— Exercise details —
The line containing "import React from 'react';" marks the end: extract everything from the first line of the data through that line, exactly, with no pictures.

— Supplied material —
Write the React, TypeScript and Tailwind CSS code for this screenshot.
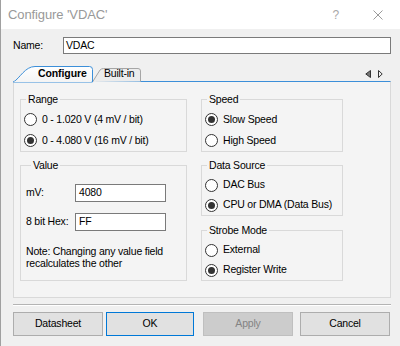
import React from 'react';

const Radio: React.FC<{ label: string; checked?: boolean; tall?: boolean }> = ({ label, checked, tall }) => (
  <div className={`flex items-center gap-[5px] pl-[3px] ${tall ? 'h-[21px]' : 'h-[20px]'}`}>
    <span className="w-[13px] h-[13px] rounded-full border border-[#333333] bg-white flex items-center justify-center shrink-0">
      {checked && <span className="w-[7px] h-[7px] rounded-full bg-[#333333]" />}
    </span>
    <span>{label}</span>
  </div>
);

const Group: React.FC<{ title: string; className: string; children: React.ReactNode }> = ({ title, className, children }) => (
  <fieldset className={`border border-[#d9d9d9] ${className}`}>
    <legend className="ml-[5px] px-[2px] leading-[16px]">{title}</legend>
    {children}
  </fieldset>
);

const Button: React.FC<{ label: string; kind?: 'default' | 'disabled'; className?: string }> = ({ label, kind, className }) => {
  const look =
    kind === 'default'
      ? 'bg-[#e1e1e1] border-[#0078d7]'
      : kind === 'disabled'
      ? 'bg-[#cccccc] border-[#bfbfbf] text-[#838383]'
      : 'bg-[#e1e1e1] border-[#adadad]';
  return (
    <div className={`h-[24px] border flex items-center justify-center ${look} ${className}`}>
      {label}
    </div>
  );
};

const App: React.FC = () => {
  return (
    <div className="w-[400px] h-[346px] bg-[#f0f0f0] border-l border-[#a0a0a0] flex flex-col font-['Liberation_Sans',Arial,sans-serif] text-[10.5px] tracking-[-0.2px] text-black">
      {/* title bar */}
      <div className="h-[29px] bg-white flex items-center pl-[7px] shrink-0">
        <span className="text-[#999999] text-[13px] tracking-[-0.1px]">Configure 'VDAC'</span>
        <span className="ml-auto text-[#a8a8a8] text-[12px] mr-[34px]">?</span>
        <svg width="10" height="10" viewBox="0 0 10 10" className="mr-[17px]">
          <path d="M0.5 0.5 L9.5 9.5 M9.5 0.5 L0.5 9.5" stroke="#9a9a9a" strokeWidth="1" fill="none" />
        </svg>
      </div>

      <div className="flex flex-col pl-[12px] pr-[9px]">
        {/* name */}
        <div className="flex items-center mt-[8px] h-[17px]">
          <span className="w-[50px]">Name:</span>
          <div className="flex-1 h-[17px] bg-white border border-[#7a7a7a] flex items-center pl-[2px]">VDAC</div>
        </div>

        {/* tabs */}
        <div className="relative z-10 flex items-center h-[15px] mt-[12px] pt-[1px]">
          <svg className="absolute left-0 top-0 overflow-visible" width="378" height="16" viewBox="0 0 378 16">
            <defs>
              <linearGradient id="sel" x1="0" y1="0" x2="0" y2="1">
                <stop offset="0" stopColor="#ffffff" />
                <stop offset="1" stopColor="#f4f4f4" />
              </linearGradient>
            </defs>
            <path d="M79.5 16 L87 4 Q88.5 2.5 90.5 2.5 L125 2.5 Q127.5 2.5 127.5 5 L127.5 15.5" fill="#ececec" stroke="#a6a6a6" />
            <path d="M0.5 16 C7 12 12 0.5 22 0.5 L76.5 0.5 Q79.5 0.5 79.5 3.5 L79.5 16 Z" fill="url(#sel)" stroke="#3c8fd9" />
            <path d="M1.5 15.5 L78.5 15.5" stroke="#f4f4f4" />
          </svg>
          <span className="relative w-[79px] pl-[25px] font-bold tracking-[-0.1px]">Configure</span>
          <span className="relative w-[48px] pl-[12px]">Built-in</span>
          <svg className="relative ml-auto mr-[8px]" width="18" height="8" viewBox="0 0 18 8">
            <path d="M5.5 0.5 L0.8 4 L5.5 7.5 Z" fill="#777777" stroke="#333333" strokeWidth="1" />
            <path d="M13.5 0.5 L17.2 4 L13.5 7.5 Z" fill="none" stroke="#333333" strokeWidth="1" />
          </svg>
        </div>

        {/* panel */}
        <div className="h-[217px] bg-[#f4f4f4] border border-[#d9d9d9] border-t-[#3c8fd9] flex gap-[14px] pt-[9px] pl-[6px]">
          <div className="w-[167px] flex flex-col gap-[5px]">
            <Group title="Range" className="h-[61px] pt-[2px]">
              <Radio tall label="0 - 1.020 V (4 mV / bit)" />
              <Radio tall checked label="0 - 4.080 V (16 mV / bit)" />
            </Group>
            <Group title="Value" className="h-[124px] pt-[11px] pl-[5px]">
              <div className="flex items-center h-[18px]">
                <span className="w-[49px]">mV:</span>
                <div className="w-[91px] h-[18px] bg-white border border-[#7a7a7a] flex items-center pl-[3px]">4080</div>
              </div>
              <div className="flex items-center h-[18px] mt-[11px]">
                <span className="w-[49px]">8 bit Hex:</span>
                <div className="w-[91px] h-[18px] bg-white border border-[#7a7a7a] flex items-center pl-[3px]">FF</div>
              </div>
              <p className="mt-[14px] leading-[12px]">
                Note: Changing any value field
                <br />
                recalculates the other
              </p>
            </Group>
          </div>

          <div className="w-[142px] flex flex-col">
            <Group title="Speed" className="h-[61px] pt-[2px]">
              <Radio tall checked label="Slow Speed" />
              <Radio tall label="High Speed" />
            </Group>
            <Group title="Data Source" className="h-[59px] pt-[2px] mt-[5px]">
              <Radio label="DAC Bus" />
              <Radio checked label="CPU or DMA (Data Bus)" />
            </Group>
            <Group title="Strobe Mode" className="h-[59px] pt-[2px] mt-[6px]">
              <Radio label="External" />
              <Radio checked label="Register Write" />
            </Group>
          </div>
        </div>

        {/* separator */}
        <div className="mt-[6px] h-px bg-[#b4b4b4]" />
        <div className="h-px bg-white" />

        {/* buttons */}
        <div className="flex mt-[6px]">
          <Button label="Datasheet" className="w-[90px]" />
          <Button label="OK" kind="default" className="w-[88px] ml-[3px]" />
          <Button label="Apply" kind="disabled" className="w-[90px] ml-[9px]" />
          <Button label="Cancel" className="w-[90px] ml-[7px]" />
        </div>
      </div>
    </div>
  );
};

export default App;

— Complete answer —
Write the React, TypeScript and Tailwind CSS code for this screenshot.
import React from 'react';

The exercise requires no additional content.